Set problem: Can you print the data exactly and leave out each image?

— BEGIN Data for processing —

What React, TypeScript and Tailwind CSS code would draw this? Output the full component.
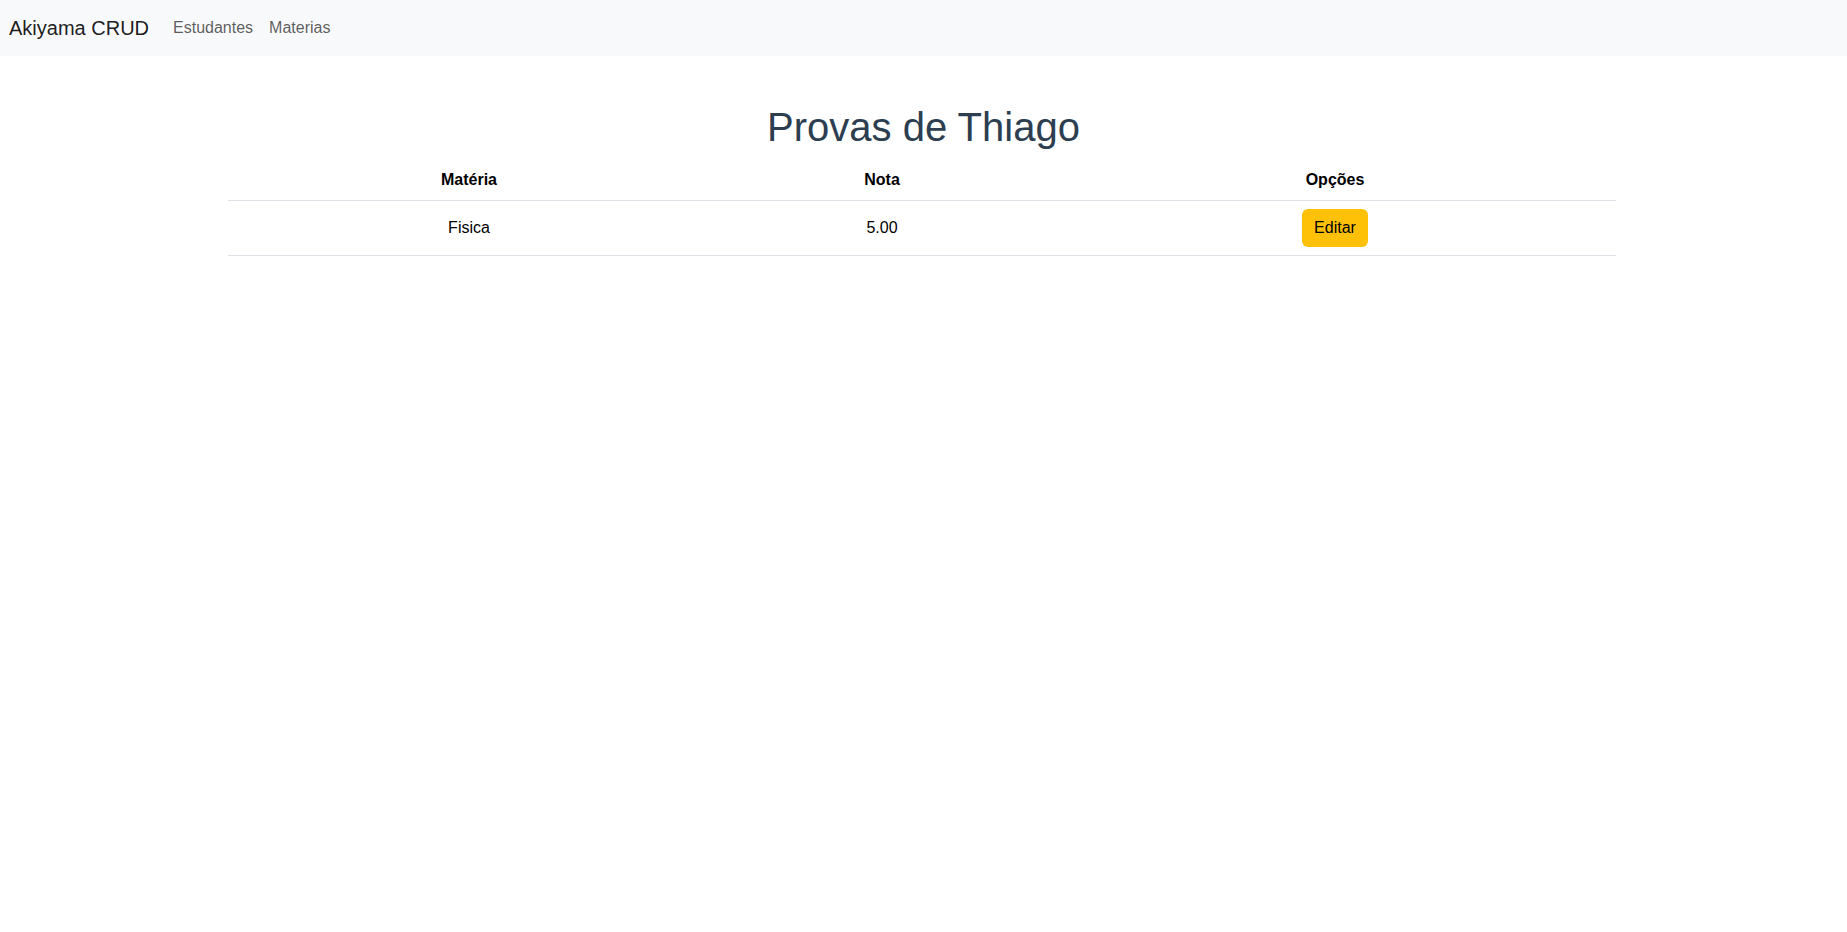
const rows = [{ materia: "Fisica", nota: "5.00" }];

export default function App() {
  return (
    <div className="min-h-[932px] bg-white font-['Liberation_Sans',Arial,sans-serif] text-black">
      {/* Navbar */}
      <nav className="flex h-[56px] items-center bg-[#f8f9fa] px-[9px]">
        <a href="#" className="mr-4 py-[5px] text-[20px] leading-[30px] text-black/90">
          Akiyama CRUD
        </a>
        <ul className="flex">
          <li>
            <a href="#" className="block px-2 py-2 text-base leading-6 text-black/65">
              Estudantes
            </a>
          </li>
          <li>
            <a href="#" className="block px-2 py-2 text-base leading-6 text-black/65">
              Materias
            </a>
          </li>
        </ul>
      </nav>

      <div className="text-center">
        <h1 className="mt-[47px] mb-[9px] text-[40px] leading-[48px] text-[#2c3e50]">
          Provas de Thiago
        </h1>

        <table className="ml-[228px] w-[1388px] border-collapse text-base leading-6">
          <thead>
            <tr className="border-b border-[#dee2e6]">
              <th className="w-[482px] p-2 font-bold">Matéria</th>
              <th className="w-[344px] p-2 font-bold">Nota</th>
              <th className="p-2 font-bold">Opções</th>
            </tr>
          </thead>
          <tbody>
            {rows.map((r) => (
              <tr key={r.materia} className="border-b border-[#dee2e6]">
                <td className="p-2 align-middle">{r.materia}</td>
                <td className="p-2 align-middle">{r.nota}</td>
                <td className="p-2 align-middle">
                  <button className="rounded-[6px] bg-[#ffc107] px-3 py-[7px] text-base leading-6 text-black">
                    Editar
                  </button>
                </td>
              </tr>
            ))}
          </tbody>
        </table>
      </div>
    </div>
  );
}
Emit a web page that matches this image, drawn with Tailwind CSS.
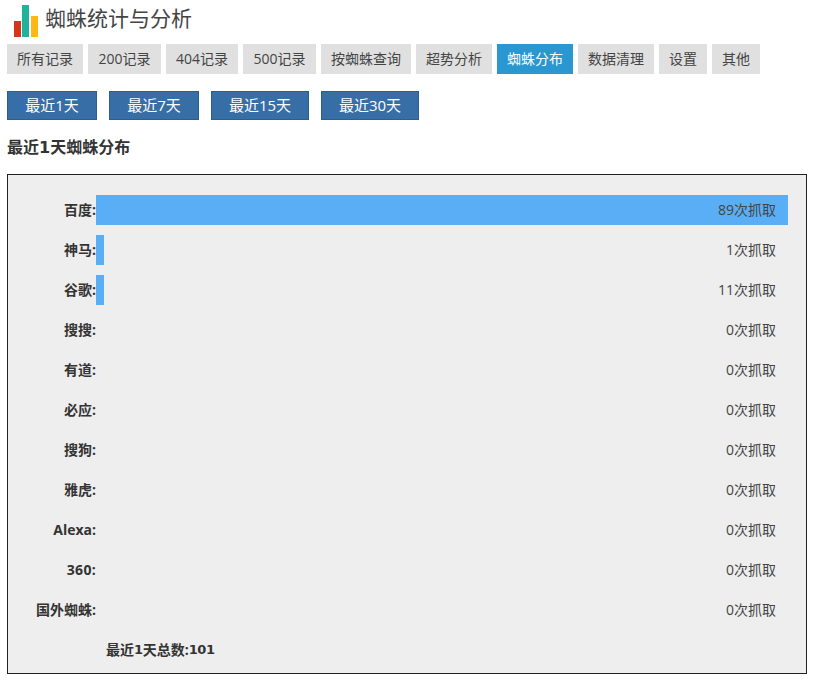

— END Data for processing —

Reply to the exercise:
What React, TypeScript and Tailwind CSS code would draw this? Output the full component.
const rows = [{ materia: "Fisica", nota: "5.00" }];

export default function App() {
  return (
    <div className="min-h-[932px] bg-white font-['Liberation_Sans',Arial,sans-serif] text-black">
      {/* Navbar */}
      <nav className="flex h-[56px] items-center bg-[#f8f9fa] px-[9px]">
        <a href="#" className="mr-4 py-[5px] text-[20px] leading-[30px] text-black/90">
          Akiyama CRUD
        </a>
        <ul className="flex">
          <li>
            <a href="#" className="block px-2 py-2 text-base leading-6 text-black/65">
              Estudantes
            </a>
          </li>
          <li>
            <a href="#" className="block px-2 py-2 text-base leading-6 text-black/65">
              Materias
            </a>
          </li>
        </ul>
      </nav>

      <div className="text-center">
        <h1 className="mt-[47px] mb-[9px] text-[40px] leading-[48px] text-[#2c3e50]">
          Provas de Thiago
        </h1>

        <table className="ml-[228px] w-[1388px] border-collapse text-base leading-6">
          <thead>
            <tr className="border-b border-[#dee2e6]">
              <th className="w-[482px] p-2 font-bold">Matéria</th>
              <th className="w-[344px] p-2 font-bold">Nota</th>
              <th className="p-2 font-bold">Opções</th>
            </tr>
          </thead>
          <tbody>
            {rows.map((r) => (
              <tr key={r.materia} className="border-b border-[#dee2e6]">
                <td className="p-2 align-middle">{r.materia}</td>
                <td className="p-2 align-middle">{r.nota}</td>
                <td className="p-2 align-middle">
                  <button className="rounded-[6px] bg-[#ffc107] px-3 py-[7px] text-base leading-6 text-black">
                    Editar
                  </button>
                </td>
              </tr>
            ))}
          </tbody>
        </table>
      </div>
    </div>
  );
}
Emit a web page that matches this image, drawn with Tailwind CSS.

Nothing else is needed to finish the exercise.